Return each line holding the string "this".

------------

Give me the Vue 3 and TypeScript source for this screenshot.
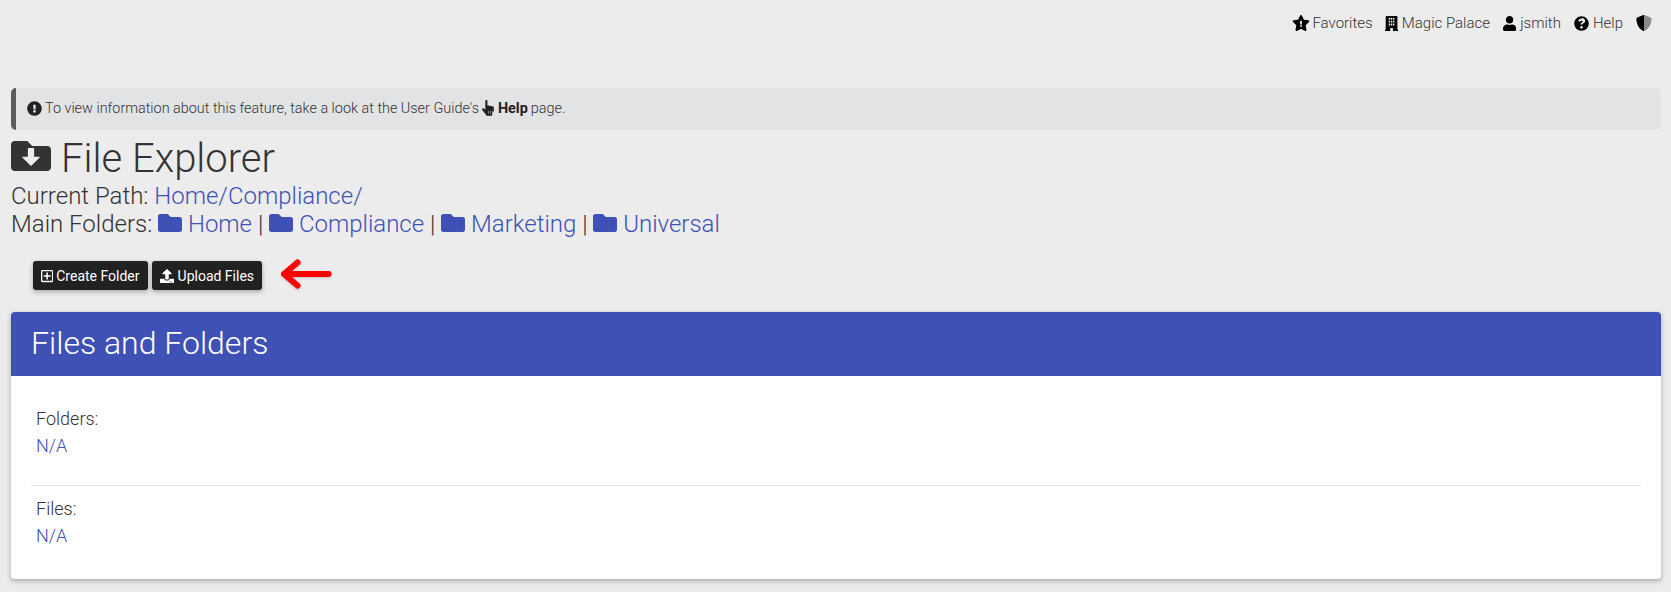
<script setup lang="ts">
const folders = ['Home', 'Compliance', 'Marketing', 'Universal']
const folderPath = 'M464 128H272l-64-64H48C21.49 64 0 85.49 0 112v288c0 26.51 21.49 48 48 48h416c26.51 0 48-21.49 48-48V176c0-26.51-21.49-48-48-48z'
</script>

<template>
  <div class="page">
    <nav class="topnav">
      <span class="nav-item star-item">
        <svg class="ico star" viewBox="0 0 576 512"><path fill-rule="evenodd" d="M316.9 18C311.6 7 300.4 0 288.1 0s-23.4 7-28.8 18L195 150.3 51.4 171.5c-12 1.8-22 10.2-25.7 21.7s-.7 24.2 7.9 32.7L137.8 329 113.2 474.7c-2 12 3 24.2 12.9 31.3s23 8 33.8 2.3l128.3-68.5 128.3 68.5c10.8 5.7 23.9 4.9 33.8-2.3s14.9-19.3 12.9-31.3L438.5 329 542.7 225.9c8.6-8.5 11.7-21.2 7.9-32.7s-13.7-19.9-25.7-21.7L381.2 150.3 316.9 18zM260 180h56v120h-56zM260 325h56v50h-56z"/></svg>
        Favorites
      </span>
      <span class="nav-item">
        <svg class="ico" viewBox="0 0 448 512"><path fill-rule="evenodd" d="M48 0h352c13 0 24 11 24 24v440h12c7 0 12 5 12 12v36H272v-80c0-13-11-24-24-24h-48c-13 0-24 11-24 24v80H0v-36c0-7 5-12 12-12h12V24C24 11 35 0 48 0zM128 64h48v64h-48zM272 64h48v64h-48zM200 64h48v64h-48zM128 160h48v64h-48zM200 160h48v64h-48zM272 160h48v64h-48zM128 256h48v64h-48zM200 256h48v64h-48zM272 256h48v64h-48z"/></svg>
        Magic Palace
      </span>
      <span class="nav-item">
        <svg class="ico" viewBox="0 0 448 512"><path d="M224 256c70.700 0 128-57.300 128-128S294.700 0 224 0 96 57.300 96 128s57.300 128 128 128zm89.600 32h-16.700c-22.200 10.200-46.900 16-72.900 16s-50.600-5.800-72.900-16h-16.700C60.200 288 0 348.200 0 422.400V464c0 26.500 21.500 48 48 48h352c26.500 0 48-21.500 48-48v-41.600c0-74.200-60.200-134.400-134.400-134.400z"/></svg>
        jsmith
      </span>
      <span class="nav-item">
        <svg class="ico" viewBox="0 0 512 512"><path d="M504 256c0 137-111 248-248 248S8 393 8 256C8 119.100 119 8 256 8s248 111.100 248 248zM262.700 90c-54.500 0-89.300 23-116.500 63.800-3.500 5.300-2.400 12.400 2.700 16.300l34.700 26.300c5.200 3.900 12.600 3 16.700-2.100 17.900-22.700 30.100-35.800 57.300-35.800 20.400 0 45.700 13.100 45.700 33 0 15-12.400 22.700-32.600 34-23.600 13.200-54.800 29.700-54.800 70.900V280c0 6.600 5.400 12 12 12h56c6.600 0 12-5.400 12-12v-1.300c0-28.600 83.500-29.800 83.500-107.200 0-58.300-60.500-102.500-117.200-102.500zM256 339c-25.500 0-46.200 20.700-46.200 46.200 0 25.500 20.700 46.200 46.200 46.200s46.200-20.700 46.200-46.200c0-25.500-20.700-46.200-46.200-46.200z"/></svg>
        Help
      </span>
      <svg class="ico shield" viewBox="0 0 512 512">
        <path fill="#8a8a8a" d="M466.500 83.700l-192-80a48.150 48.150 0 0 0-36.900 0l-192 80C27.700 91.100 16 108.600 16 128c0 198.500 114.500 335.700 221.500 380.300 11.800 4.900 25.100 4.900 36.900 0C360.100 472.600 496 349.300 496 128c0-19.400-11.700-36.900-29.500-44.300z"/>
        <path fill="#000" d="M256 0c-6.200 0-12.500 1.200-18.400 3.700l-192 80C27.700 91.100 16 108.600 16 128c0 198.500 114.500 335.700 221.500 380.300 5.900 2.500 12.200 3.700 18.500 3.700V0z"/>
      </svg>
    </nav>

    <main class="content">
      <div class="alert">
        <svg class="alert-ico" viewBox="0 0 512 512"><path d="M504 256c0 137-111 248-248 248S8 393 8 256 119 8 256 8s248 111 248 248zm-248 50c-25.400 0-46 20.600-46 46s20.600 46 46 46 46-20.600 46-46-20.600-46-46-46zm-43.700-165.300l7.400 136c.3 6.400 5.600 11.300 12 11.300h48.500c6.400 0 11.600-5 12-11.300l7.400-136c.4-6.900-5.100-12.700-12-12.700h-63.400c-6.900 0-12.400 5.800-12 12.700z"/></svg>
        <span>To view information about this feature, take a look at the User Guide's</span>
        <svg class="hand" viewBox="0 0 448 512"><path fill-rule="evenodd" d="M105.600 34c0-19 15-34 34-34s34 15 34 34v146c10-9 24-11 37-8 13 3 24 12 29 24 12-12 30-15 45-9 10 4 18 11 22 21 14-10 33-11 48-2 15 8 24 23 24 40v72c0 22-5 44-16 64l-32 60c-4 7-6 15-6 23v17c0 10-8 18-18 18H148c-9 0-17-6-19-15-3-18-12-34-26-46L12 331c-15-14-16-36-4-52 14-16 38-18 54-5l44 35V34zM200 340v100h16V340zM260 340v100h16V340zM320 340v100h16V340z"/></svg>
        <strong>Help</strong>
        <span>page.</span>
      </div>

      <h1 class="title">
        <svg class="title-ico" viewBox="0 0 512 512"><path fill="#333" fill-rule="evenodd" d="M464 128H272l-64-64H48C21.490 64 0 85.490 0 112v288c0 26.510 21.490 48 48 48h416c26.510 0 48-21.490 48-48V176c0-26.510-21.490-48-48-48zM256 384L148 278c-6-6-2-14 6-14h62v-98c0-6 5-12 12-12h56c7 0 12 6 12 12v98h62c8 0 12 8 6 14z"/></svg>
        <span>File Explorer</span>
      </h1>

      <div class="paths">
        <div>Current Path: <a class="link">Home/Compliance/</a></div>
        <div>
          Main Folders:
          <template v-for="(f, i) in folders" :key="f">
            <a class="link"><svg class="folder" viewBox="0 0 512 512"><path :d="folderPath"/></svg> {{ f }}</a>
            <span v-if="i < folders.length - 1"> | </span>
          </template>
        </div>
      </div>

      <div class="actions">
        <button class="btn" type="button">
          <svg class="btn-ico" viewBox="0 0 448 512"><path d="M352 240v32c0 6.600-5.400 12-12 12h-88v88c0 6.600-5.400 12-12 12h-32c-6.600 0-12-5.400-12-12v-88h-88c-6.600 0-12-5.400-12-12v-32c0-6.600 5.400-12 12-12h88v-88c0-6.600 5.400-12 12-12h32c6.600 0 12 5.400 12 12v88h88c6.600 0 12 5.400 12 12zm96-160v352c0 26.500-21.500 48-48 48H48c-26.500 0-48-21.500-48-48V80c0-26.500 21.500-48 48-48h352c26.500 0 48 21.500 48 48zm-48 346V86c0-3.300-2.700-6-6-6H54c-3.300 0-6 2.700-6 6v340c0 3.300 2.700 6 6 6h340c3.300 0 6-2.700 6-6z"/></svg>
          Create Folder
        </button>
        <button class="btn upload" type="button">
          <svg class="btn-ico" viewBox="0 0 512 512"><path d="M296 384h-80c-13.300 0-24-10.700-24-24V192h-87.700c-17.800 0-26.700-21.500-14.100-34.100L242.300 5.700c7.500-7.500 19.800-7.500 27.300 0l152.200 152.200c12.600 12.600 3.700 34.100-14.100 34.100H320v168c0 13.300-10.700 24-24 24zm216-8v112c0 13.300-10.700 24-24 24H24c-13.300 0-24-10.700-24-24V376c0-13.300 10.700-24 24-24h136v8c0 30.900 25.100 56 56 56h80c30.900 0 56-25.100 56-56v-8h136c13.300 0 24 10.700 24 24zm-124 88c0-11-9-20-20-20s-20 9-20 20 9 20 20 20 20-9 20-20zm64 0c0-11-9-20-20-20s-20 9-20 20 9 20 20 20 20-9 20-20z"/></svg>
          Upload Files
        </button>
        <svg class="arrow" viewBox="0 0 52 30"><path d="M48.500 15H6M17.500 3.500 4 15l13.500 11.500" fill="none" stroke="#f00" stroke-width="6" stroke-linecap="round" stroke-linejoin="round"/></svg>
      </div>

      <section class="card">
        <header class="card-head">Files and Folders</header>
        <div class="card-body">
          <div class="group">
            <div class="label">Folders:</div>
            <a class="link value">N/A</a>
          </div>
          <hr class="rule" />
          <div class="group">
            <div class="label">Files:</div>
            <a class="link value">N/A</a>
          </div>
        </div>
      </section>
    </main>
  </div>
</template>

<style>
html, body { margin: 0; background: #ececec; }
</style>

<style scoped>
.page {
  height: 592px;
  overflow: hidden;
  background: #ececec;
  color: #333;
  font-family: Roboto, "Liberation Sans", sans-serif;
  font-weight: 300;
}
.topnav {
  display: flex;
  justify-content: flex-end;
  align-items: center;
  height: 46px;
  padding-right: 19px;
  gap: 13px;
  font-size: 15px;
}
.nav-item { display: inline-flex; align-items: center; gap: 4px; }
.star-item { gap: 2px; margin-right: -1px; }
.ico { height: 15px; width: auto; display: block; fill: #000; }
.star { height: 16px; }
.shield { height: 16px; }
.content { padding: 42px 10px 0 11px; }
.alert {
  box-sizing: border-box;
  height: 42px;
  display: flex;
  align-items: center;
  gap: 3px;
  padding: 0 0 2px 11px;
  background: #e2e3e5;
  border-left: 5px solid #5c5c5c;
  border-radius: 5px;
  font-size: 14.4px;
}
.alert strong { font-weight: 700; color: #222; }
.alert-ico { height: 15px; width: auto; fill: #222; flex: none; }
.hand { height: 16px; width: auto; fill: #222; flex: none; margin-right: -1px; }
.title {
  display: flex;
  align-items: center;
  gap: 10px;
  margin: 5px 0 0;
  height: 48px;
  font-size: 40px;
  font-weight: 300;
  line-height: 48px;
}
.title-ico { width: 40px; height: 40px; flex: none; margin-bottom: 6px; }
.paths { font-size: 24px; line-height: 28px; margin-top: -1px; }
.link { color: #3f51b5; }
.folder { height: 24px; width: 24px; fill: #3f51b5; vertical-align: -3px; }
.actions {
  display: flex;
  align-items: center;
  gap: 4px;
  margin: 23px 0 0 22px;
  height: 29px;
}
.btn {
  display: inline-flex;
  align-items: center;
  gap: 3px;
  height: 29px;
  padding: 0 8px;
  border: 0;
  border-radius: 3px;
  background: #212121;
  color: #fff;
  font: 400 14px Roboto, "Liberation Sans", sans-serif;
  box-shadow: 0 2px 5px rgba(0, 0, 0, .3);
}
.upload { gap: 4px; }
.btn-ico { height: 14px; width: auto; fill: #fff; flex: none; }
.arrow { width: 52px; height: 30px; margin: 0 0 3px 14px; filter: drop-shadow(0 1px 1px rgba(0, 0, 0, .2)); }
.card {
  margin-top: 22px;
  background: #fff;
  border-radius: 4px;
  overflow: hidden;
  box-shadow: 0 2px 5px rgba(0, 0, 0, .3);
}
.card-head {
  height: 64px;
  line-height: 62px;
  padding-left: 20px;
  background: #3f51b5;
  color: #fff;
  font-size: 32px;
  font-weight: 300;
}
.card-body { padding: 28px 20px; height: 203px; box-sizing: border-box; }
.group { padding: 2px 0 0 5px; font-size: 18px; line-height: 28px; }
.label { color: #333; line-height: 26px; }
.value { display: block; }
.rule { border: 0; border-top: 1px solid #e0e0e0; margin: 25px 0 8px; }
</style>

------------

- [Worked answer]:
Give me the Vue 3 and TypeScript source for this screenshot.
        <span>To view information about this feature, take a look at the User Guide's</span>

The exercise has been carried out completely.